Posted: July 9, 2014
Pilot Symbol Assisted Modulation is a wireless communications method for reducing the effects of a fading signal. By periodically inserting known ‘pilot’ symbols into a transmitter’s data stream, a receiver is able to derive an estimation of a fading channel’s amplitude and phase reference. This channel gain estimate allows the receiver to compensate for fading, therefore providing improved bit error rate performance and signal-to-noise ratio (SNR).
This technology is an optimized PSAM method for wireless receivers. Unlike conventional receivers, the novel “iPSAM” (i = iCORE) can provide gains of several dB’s in effective SNR by taking advantage of the optical line of sight component (Rician Channel). PSAM methods for the scattered, out-of phase optical components (Rayleigh channel) are virtually optimal already. As a result, the only significant component of the wireless channel left unexploited is the Rician component. Also, wireless cell sites are becoming smaller and smaller, therefore channel gain available from the line of sight component is becoming increasingly significant.

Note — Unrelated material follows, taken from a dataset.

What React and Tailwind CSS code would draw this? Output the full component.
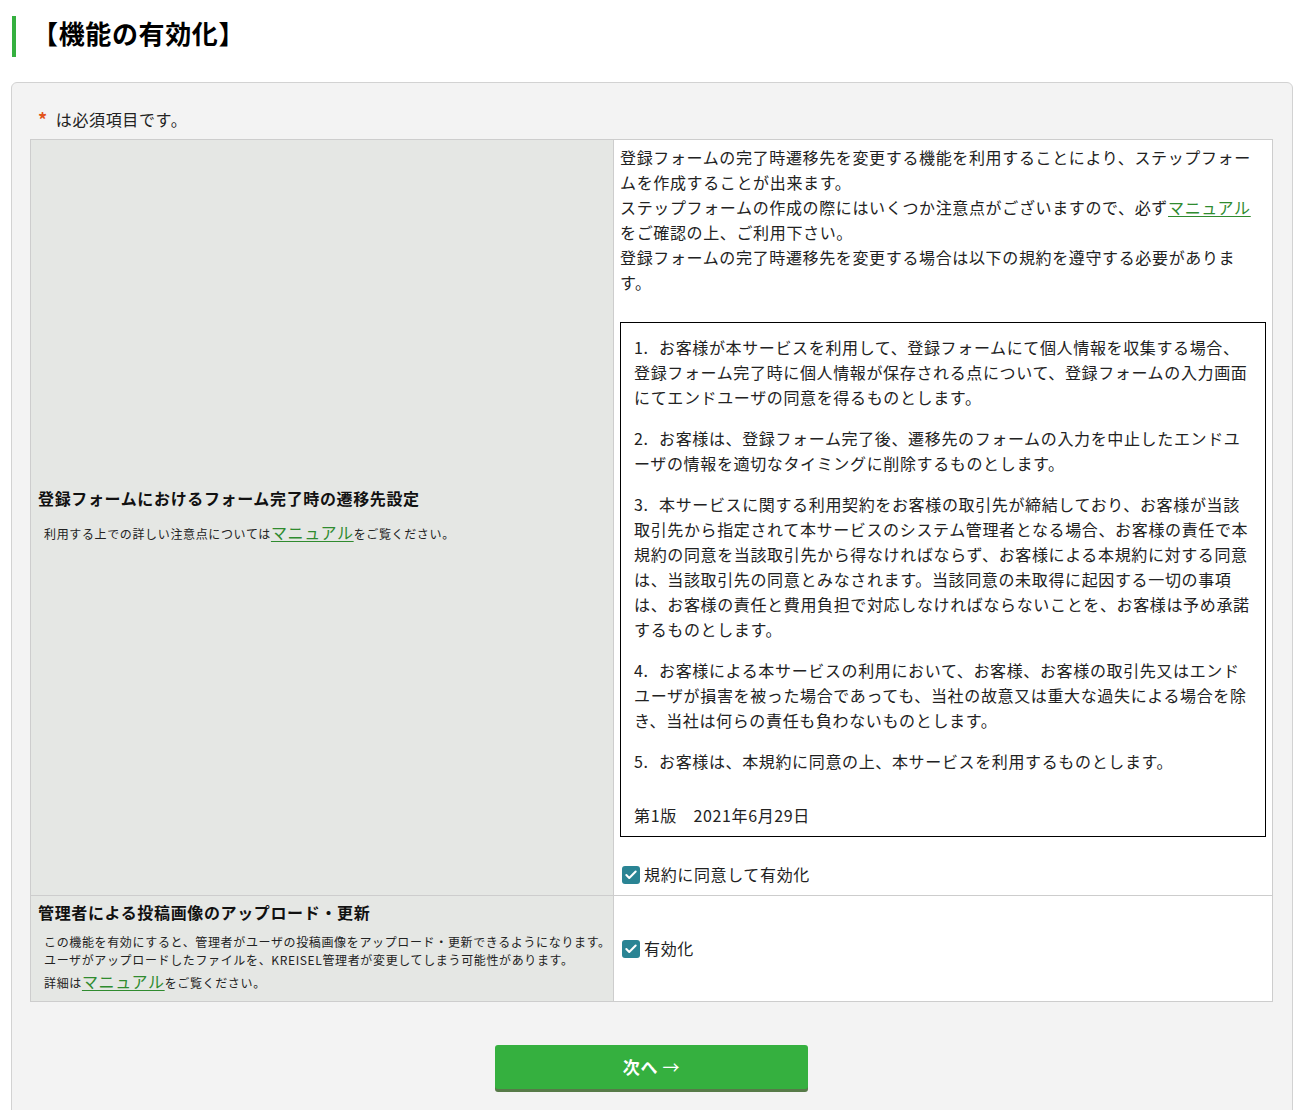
import { Check } from 'lucide-react'

const Manual = () => (
    <a href="#" className="text-[16px] text-[#2f8b2f] underline underline-offset-2">マニュアル</a>
)

const Checked = ({ label }) => (
    <label className="flex items-center gap-[4px] pl-[2px] text-[16px] leading-[25px] text-[#222]">
        <span className="inline-flex h-[18px] w-[18px] items-center justify-center rounded-[3px] bg-[#2a8494]">
            <Check className="h-[14px] w-[14px] text-white" strokeWidth={3.5} />
        </span>
        {label}
    </label>
)

const terms = [
    'お客様が本サービスを利用して、登録フォームにて個人情報を収集する場合、登録フォーム完了時に個人情報が保存される点について、登録フォームの入力画面にてエンドユーザの同意を得るものとします。',
    'お客様は、登録フォーム完了後、遷移先のフォームの入力を中止したエンドユーザの情報を適切なタイミングに削除するものとします。',
    '本サービスに関する利用契約をお客様の取引先が締結しており、お客様が当該取引先から指定されて本サービスのシステム管理者となる場合、お客様の責任で本規約の同意を当該取引先から得なければならず、お客様による本規約に対する同意は、当該取引先の同意とみなされます。当該同意の未取得に起因する一切の事項は、お客様の責任と費用負担で対応しなければならないことを、お客様は予め承諾するものとします。',
    'お客様による本サービスの利用において、お客様、お客様の取引先又はエンドユーザが損害を被った場合であっても、当社の故意又は重大な過失による場合を除き、当社は何らの責任も負わないものとします。',
    'お客様は、本規約に同意の上、本サービスを利用するものとします。'
]

const App = () => {
    return (
        <div className="min-h-screen bg-white pb-10 tracking-[0.04em] text-[#222]" style={{ fontFamily: '"Noto Sans CJK JP", "Noto Sans", sans-serif' }}>
            {/* page title */}
            <div className="ml-3 mt-4 flex h-[41px] items-center border-l-4 border-[#35b03f] pb-[7px] pl-4">
                <h1 className="text-[26px] font-bold leading-none text-black">【機能の有効化】</h1>
            </div>

            <div className="ml-[11px] mr-[12px] mt-[25px] rounded-md border border-[#d2d2d2] bg-[#f3f3f3] pb-16 pl-[18px] pr-[19px] pt-[24px]">
                <p className="mb-[7px] flex items-center pl-[8px] text-[16px] leading-[25px]">
                    <span className="mr-[8px] text-[18px] font-bold text-[#e2541a]">*</span>は必須項目です。
                </p>

                <div className="grid grid-cols-[583px_1fr] border border-[#cdcdcd] bg-white">
                    {/* row 1 */}
                    <div className="flex flex-col justify-center border-b border-r border-[#cdcdcd] bg-[#e5e7e4] pb-[6px] pl-[7px]">
                        <div className="text-[16px] font-bold leading-[25px] text-[#111]">登録フォームにおけるフォーム完了時の遷移先設定</div>
                        <div className="mt-[12px] pl-[6px] text-[12px] leading-[18px]">
                            利用する上での詳しい注意点については<Manual />をご覧ください。
                        </div>
                    </div>
                    <div className="border-b border-[#cdcdcd] px-[6px] pb-[8px] pt-[5px] text-[16px] leading-[25px]">
                        <p className="pr-[8px]">
                            登録フォームの完了時遷移先を変更する機能を利用することにより、ステップフォームを作成することが出来ます。<br />
                            ステップフォームの作成の際にはいくつか注意点がございますので、必ず<Manual />をご確認の上、ご利用下さい。<br />
                            登録フォームの完了時遷移先を変更する場合は以下の規約を遵守する必要があります。
                        </p>

                        <div className="mt-[27px] border border-black px-[13px] pb-[8px] pt-[12px]">
                            {terms.map((t, i) => (
                                <p key={i} className="mb-[16px]">
                                    <span className="inline-block w-[25px]">{i + 1}.</span>{t}
                                </p>
                            ))}
                            <p className="mt-[29px]">第1版　2021年6月29日</p>
                        </div>

                        <div className="mt-[25px]">
                            <Checked label="規約に同意して有効化" />
                        </div>
                    </div>

                    {/* row 2 */}
                    <div className="border-r border-[#cdcdcd] bg-[#e5e7e4] pb-[9px] pl-[7px] pt-[4px]">
                        <div className="text-[16px] font-bold leading-[25px] text-[#111]">管理者による投稿画像のアップロード・更新</div>
                        <div className="mt-[8px] pl-[6px] text-[12px] leading-[18px]">
                            <p className="whitespace-nowrap">
                                この機能を有効にすると、管理者がユーザの投稿画像をアップロード・更新できるようになります。<br />
                                ユーザがアップロードしたファイルを、KREISEL管理者が変更してしまう可能性があります。
                            </p>
                            <p className="mt-[3px]">詳細は<Manual />をご覧ください。</p>
                        </div>
                    </div>
                    <div className="flex items-center px-[6px]">
                        <Checked label="有効化" />
                    </div>
                </div>

                <div className="mt-[43px] flex justify-center">
                    <button className="h-[44px] w-[313px] rounded-[3px] bg-[#35b03f] text-[17px] font-bold text-white shadow-[0_3px_0_#567a48]">
                        次へ <span className="font-normal">→</span>
                    </button>
                </div>
            </div>
        </div>
    )
}

export default App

- Greatest benefits of iPSAM relative to PSAM are realized at small values of SNR. Therefore, as a channel begins to fade, gain from the Rician component is observed, and the improvement in modulation is seen where it is needed most (i.e. when a channel is fading).
- Invention is incorporated into the receiver only. Therefore, no modifications are required to the existing transmitter for the gains to be realized.
All manufacturers of digital modulation receivers for wireless digital communications. (e.g. Global System for Mobile communications (GSM) and Code Division Multiple Access (CDMA) receivers for cellphones; satellite networks, etc.).